--- BEGIN ---
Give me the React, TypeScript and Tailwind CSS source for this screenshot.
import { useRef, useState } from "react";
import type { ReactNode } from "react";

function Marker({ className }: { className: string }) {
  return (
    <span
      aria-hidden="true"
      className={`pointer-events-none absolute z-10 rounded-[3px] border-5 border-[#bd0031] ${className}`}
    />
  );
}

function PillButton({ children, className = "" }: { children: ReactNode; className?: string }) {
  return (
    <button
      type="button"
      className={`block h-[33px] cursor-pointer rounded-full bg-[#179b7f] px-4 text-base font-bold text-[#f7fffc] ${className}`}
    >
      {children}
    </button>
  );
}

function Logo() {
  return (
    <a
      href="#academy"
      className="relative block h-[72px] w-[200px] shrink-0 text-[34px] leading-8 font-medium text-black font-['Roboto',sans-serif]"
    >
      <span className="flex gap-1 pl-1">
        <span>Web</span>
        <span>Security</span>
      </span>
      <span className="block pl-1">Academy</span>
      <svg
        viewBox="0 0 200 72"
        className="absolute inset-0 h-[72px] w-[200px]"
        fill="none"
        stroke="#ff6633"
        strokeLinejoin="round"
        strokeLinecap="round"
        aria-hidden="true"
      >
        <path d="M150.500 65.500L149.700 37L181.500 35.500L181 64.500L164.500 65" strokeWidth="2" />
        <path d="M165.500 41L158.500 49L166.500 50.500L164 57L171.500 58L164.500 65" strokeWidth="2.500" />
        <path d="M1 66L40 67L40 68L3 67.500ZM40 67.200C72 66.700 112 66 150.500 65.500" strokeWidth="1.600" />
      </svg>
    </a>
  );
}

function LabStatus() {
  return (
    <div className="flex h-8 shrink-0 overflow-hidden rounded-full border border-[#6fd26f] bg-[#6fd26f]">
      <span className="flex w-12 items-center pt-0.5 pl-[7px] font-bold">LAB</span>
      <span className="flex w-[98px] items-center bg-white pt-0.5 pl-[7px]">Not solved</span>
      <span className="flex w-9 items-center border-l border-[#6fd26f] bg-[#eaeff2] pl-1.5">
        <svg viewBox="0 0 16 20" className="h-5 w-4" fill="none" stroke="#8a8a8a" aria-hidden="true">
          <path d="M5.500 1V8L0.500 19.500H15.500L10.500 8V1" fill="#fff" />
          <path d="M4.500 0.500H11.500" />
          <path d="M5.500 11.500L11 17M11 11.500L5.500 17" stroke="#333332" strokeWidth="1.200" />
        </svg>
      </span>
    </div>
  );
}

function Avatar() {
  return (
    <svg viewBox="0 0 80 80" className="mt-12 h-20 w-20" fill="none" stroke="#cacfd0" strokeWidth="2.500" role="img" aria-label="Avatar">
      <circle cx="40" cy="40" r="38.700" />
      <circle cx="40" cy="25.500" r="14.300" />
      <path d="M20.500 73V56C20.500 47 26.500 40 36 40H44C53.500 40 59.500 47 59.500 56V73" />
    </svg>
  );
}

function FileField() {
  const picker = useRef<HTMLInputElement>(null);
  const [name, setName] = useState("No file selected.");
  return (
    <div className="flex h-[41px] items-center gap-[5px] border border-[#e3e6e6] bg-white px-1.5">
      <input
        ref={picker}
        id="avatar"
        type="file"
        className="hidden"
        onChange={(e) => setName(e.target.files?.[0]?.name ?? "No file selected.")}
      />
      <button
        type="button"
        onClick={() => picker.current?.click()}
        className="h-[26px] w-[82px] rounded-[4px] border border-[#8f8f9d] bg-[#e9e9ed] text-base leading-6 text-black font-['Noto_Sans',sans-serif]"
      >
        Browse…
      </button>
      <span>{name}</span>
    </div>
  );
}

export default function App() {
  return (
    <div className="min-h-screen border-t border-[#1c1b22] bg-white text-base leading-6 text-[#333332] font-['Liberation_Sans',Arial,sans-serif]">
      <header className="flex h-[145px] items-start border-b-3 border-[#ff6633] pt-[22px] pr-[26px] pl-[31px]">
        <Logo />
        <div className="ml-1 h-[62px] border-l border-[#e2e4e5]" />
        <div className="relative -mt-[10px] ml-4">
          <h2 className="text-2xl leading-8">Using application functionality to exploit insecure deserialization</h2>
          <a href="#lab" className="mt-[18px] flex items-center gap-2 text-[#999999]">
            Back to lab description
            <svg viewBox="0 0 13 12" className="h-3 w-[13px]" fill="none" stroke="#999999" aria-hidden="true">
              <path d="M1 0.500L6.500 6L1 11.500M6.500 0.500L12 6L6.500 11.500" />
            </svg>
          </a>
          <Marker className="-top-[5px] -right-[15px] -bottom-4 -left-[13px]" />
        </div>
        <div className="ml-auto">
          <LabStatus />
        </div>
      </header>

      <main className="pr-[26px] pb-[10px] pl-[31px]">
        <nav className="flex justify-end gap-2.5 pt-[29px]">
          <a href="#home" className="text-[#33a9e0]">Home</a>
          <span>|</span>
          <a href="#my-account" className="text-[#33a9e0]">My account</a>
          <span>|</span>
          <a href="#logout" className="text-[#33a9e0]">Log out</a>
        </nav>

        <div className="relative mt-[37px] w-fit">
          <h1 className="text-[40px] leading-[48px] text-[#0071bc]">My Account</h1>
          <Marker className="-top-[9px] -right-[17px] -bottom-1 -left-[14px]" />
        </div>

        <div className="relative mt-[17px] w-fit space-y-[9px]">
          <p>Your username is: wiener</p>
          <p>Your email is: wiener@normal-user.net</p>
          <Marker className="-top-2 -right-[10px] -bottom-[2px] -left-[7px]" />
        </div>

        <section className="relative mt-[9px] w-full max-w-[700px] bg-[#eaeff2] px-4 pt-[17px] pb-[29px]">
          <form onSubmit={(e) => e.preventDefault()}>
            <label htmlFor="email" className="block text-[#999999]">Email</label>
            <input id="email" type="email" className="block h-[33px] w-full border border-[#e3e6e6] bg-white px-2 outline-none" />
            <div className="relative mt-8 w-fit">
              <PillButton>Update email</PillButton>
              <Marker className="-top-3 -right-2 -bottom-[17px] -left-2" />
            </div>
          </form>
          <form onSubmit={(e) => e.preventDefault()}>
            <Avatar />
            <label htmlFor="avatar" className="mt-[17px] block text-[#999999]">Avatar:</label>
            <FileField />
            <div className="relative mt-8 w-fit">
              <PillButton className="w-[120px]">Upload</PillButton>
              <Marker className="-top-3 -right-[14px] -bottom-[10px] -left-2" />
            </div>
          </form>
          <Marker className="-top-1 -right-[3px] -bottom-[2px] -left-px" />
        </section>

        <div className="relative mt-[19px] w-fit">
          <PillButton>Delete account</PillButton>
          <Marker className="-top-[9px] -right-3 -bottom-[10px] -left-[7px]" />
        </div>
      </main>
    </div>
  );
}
--- END ---
--- BEGIN ---
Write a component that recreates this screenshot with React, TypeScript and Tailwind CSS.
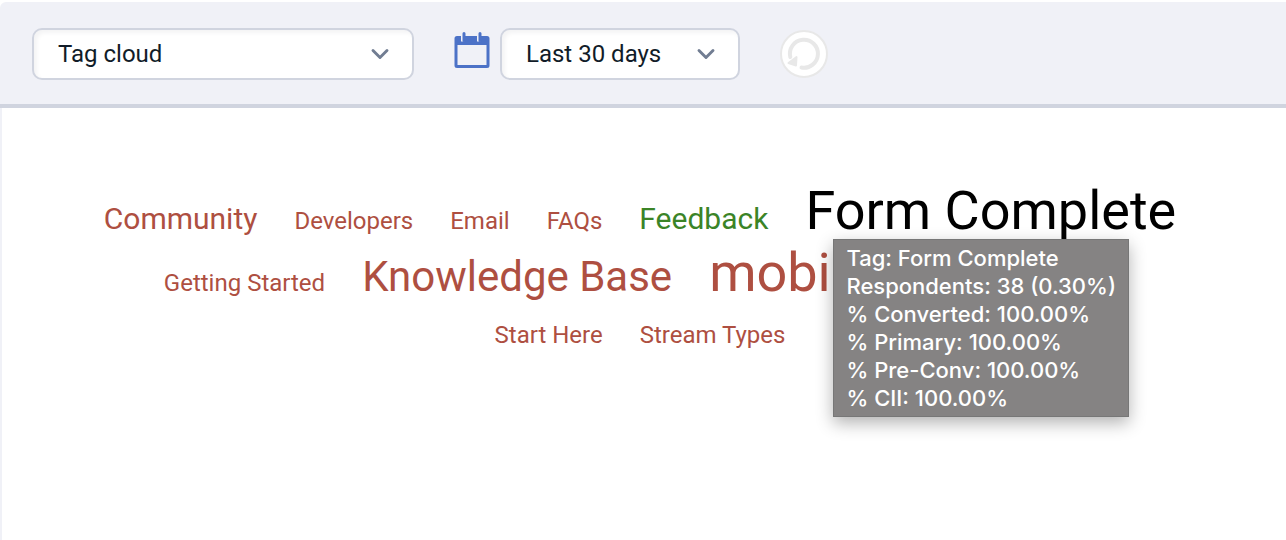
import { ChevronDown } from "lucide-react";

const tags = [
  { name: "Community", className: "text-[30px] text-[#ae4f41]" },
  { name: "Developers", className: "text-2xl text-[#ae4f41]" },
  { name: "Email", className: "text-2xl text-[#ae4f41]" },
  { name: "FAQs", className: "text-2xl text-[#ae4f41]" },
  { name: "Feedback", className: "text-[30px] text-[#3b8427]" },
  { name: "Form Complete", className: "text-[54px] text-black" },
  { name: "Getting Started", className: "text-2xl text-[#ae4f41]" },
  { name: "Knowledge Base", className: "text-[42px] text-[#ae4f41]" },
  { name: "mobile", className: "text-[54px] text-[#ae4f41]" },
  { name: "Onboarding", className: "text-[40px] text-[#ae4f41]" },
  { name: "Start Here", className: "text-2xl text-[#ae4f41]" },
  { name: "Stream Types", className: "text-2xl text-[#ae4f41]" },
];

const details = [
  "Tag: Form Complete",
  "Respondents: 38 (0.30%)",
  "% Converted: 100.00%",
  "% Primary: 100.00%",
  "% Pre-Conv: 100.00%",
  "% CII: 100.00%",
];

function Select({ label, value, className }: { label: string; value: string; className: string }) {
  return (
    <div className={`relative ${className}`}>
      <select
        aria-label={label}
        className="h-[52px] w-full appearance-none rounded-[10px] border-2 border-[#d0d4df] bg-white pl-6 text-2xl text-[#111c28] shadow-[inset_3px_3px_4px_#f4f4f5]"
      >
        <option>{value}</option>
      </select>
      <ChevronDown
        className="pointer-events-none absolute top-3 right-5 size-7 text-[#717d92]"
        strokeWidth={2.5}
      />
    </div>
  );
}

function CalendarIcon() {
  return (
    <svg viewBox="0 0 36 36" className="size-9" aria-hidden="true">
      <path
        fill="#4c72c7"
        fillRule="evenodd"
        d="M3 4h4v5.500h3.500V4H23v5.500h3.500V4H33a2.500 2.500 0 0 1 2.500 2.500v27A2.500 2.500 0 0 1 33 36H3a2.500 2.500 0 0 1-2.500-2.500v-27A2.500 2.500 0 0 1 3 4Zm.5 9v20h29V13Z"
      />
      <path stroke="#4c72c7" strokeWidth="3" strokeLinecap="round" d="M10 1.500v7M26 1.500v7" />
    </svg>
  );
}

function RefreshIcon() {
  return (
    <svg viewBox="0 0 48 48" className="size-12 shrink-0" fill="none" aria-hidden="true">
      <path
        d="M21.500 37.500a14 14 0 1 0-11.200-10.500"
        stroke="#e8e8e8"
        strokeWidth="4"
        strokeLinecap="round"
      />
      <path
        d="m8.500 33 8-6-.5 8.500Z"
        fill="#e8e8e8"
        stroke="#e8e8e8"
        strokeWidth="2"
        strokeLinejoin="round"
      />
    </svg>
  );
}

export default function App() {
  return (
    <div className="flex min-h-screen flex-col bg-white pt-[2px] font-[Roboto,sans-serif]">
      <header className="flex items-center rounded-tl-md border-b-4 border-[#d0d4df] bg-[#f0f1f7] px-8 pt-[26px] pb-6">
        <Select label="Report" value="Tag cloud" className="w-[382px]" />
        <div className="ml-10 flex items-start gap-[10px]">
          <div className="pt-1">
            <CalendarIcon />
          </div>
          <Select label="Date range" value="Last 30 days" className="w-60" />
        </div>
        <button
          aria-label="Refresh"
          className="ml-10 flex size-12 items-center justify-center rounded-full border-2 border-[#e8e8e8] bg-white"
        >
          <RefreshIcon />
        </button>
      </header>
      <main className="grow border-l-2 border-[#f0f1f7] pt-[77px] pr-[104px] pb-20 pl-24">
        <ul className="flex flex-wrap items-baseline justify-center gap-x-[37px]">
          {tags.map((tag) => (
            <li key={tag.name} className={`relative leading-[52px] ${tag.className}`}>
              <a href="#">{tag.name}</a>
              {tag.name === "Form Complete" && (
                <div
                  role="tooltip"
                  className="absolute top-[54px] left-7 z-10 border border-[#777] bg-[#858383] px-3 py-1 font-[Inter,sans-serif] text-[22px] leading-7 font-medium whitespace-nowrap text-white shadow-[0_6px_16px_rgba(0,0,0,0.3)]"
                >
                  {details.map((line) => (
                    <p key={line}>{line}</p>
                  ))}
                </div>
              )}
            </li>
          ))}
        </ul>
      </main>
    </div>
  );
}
--- END ---
What is asked |
Scan the listing above. Gather each line that contains the word "Tailwind".

Written response |
Give me the React, TypeScript and Tailwind CSS source for this screenshot.
Write a component that recreates this screenshot with React, TypeScript and Tailwind CSS.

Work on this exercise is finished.